How to resign
How to resign and write your resignation letter
Resigning is not always easy. What should you think about, how do you communicate this at work, why is it important to leave in a decent way and what if you have doubts? Use these tips on how to quite your job and write a decent letter of resignation.
A letter of resignation is the formal way to announce your decision. It is also a legal document which states the date on which you wish to start your notice period.
How you write your resignation letter depends on the circumstances of your departure. A simple resignation letter will mention the addressee, the termination of the employment contract, when the notice period starts and your signature.
If you are leaving on good terms, or if you are particularly sorry to leave valued colleagues and friends behind, you can add a couple of extra sentences thanking your manager for the opportunities you have been given.

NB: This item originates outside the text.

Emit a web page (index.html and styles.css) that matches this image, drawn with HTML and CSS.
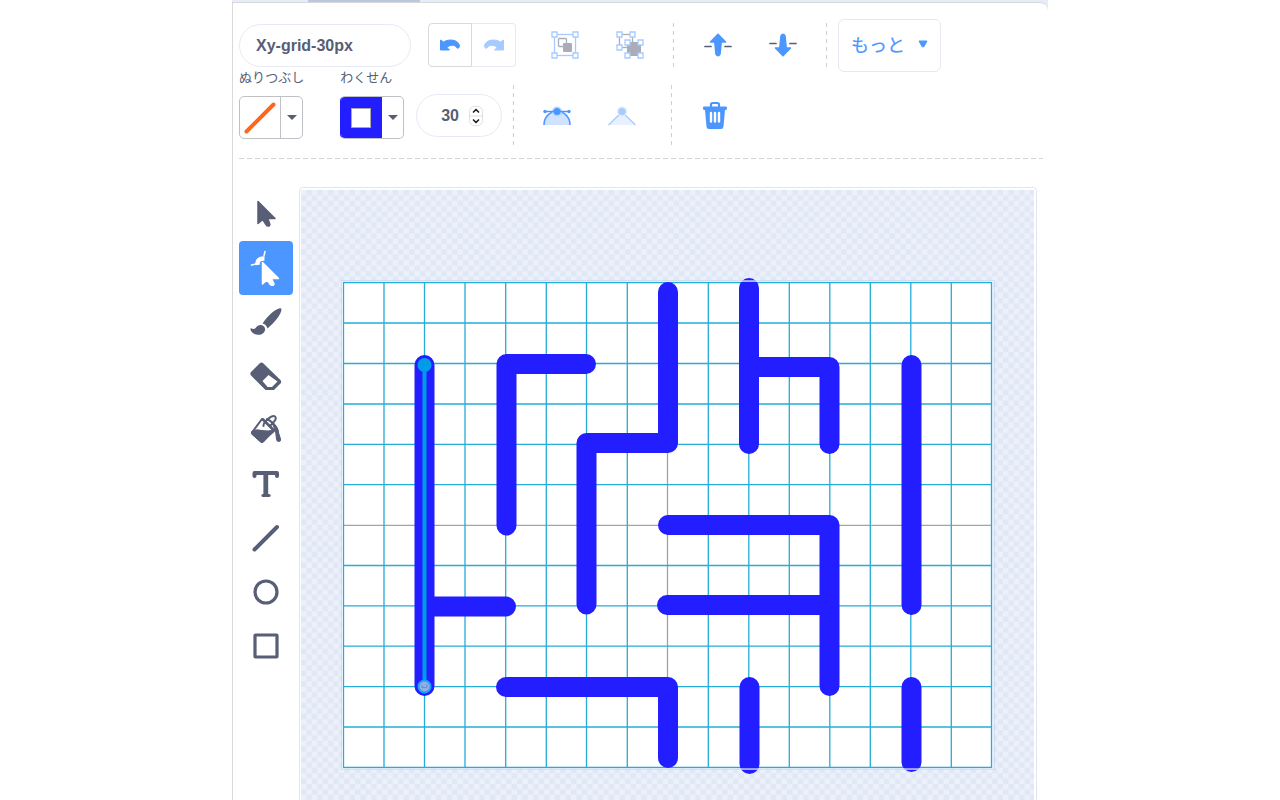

A few well-worded sentences expressing your feelings can work wonders.
Does your resignation have to do with unfavourable working conditions or a conflict with your manager or colleague? Then don't go into detail. There is no point in elaborating on it. In such a case, announce your resignation in a neutral way.
Remember that the letter of resignation has only one purpose: to inform your employer about the date you wish to stop working. Keep it short and to the point. Do not put any bitterness on paper.
The reality is that most people, including your supervisor, have already been in a similar situation in their lives. Despite the fact that you may have been a valued team member, the company will not be ruined now that you are leaving. You are not the first person to resign and you will not be the last. Do not feel guilty.
And remember, if you don't want to tell where you are going to, that is your right.
Additional tips for reporting your resignation:
- Keep it confidential: your manager will appreciate that he can decide himself to whom, when and how he communicates the news.
- Try to find the right moment to tell your manager; just before he has to address a board meeting is not the right moment.
- It may happen you get a negative reaction. Chest up, let it pass and repeat the facts clearly and simply; remember: you are just resigning, the initial shock will pass.
- Be sure of your reasons for leaving and stick to your opinion.
- If there is a transition period to train a colleague or replacement, assure your manager that you will be helpful and cooperative. Don't be negative.
- What are the pros and cons of your current job? And of the new job?
- Have you made use of all the promotion opportunities with your current employer?
- Would you leave if you were offered more salary or career opportunities?
- Listen to your heart, but stay rational: listen to your head too
- Think back to your motives for looking for another job in the first place. What made you unhappy? Do you think those circumstances will change?
- Don't be thrown off balance by comments from friends or family like "But you were so good there" and "Who knows where you'll end up?
- Be positive and don't underestimate your capabilities. If you have goals and ambitions, try to achieve them!